To do
Extract every line below that contains the word "React".

Available data
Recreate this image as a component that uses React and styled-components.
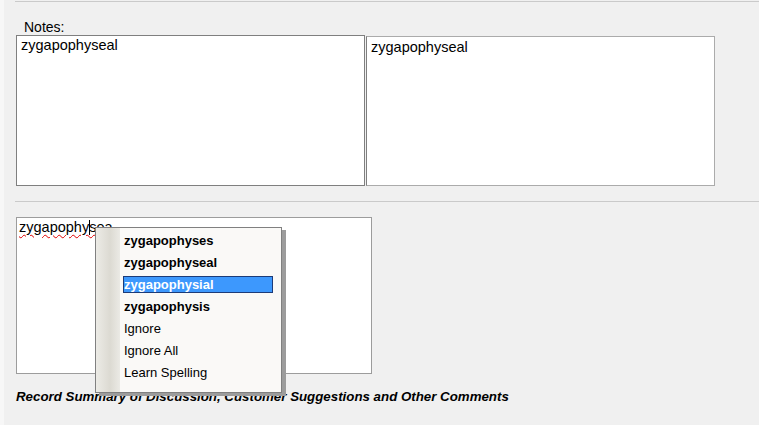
import React from 'react';
import styled, { createGlobalStyle } from 'styled-components';

const GlobalStyle = createGlobalStyle`
    html, body {
        margin: 0;
        padding: 0;
        background: #f0f0f0;
    }
    body {
        font-family: "Liberation Sans", Arial, sans-serif;
        color: #000;
    }
`

const Page = styled.div`
    width: 759px;
    height: 425px;
    overflow: hidden;
    box-sizing: border-box;
    background: #f0f0f0;
    border-left: 4px solid #f7f7f7;
    padding-left: 11px;
    padding-top: 1px;
`

const Rule = styled.div`
    height: 1px;
    background: #cacaca;
    margin-top: ${props => props.gap || 0}px;
`

const Label = styled.div`
    font-size: 14px;
    line-height: 16px;
    margin-top: 17px;
    padding-left: 9px;
`

const BoxRow = styled.div`
    display: flex;
    align-items: flex-end;
    padding-left: 1px;
    gap: 1px;
`

const TextBox = styled.div`
    box-sizing: border-box;
    width: ${props => props.w}px;
    height: ${props => props.h}px;
    background: #fff;
    border: 1px solid ${props => props.edge || '#8a8a8a'};
    border-left-color: ${props => props.leftEdge || props.edge || '#8a8a8a'};
    font-size: 14.5px;
    line-height: 17px;
    padding: ${props => props.pad || '0 4px'};
    white-space: nowrap;
`

const EditArea = styled.div`
    position: relative;
    margin-top: 15px;
    margin-left: 1px;
    width: 356px;
`

const Misspelled = styled.span`
    text-decoration: underline wavy #e00000;
    text-decoration-thickness: 1px;
    text-underline-offset: 2px;
`

const Caret = styled.span`
    display: inline-block;
    width: 1px;
    height: 15px;
    background: #000;
    vertical-align: -3px;
    margin: 0 -0.5px;
`

const Menu = styled.div`
    position: absolute;
    left: 79px;
    top: 10px;
    width: 187px;
    height: 166px;
    box-sizing: border-box;
    border: 1px solid #808080;
    background: linear-gradient(90deg, #ecebe6 0px, #dcdad2 14px, #ebeae5 24px, #faf9f7 24px);
    box-shadow: 4px 3px 0 0 #9c9c9c;
    padding: 1px 8px 0 27px;
    display: flex;
    flex-direction: column;
    font-size: 13px;
`

const MenuItem = styled.div`
    height: 22px;
    display: flex;
    align-items: center;
`

const ItemLabel = styled.span`
    box-sizing: border-box;
    width: 150px;
    height: 17px;
    line-height: 15px;
    padding-left: 0;
    font-weight: ${props => props.bold ? 700 : 400};
    color: ${props => props.active ? '#fff' : '#000'};
    background: ${props => props.active ? '#3d98fd' : 'transparent'};
    border: 1px solid ${props => props.active ? '#1c3b78' : 'transparent'};
`

const Caption = styled.div`
    margin-top: 15px;
    margin-left: 1px;
    font-size: 13.3px;
    line-height: 16px;
    font-weight: 700;
    font-style: italic;
`

const suggestions = ['zygapophyses', 'zygapophyseal', 'zygapophysial', 'zygapophysis'];
const actions = ['Ignore', 'Ignore All', 'Learn Spelling'];

const App = () => {
    const active = 'zygapophysial';

    return (
        <Page>
            <GlobalStyle />
            <Rule />
            <Label>Notes:</Label>
            <BoxRow>
                <TextBox w={349} h={151} edge="#7f7f7f" pad="1px 4px">zygapophyseal</TextBox>
                <TextBox w={349} h={150} edge="#ababab" leftEdge="#7f7f7f" pad="2px 4px">zygapophyseal</TextBox>
            </BoxRow>
            <Rule gap={15} />
            <EditArea>
                <TextBox w={356} h={157} edge="#9c9c9c" pad="1px 2px">
                    <Misspelled>zygapophy<Caret />sea</Misspelled>
                </TextBox>
                <Menu>
                    {suggestions.map(word => (
                        <MenuItem key={word}>
                            <ItemLabel bold active={word === active}>{word}</ItemLabel>
                        </MenuItem>
                    ))}
                    {actions.map(action => (
                        <MenuItem key={action}>
                            <ItemLabel>{action}</ItemLabel>
                        </MenuItem>
                    ))}
                </Menu>
            </EditArea>
            <Caption>Record Summary of Discussion, Customer Suggestions and Other Comments</Caption>
        </Page>
    );
}

export default App;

Result for this exercise
Recreate this image as a component that uses React and styled-components.
import React from 'react';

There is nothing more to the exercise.